How Distillary works
The insight
Every source (book, video, article, regulatory framework) has an argument structure: a central thesis supported by a hierarchy of claims backed by evidence. Distillary makes that structure explicit, navigable, and verifiable.
The pipeline (11 steps)
Run the full pipeline with one command:
/dist:add books/my-book.pdf
What happens under the hood:
Source text (book, PDF, video transcript, article)
↓ split into ~20KB chunks
↓ save chunks permanently to brain/sources/{slug}/chunks/
↓ parallel haiku agents → atomic claims with backing + passages
↓ haiku agent → deduplicate (merge passages lists)
↓ haiku agent → extract entities (people, concepts, frameworks)
↓ haiku agent → add [[wikilinks]] to claim bodies (preserve passages in frontmatter)
↓ opus agents → group claims into argumentative clusters (layer 1)
↓ opus agent → build clusters into structure claims (layer 2) + root thesis (layer 3)
↓ haiku agents → find tensions, patterns, evidence between claims
↓ haiku agent → verify sample of claims against source chunks (optional)
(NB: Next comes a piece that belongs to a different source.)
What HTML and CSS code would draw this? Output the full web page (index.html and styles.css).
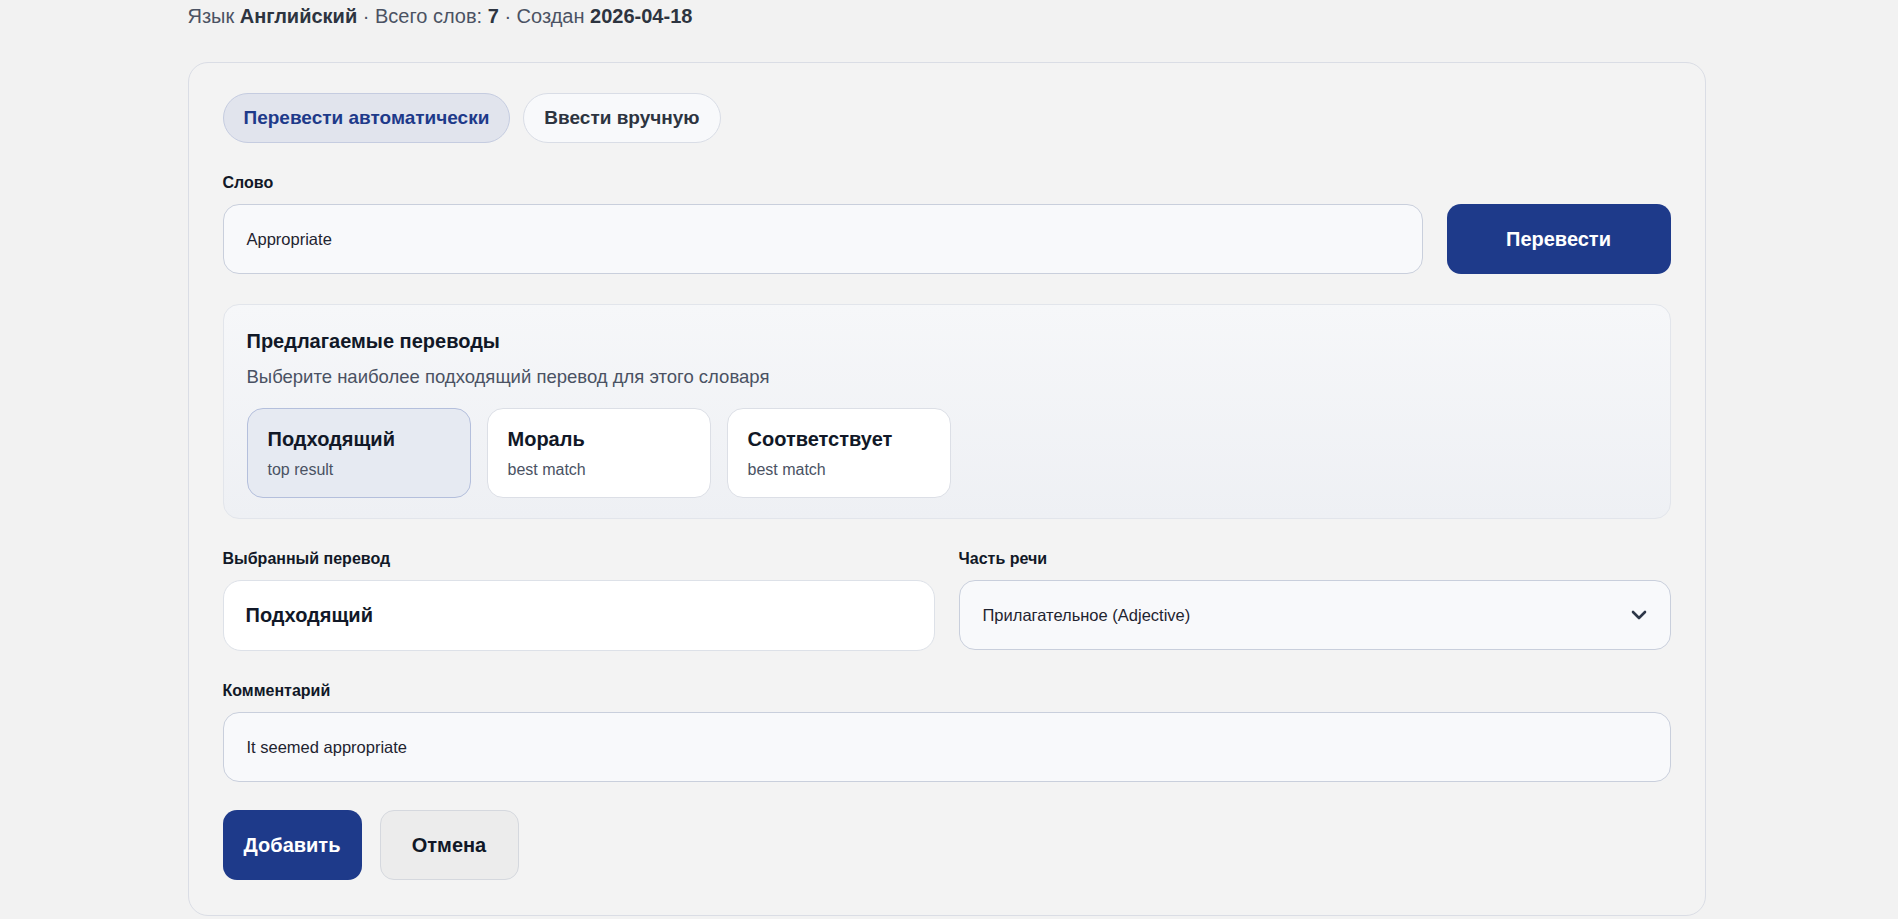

↓ Python → assemble vault, fix links, build entity hubs, doctor
↓ opus agent → map concepts to other sources in the brain
↓ haiku agent → build bridge entities for same-concept pairs
Brain vault
Chunks are always saved locally — no question asked. They cost nothing and enable fact-checking every claim. Copyright only matters at publish time: sources marked publishable: false in _source.md have their chunks excluded from the public site.
The pyramid
Layer 3: Root thesis (1 note)
"The Lean Startup engineers sustainable businesses
through validated learning"
↓
Layer 2: Structure (~2-3 notes)
"Pivots and growth engines drive course correction"
"Innovation accounting replaces vanity metrics"
↓
Layer 1: Clusters (~5-8 notes)
"Small batches accelerate the feedback loop"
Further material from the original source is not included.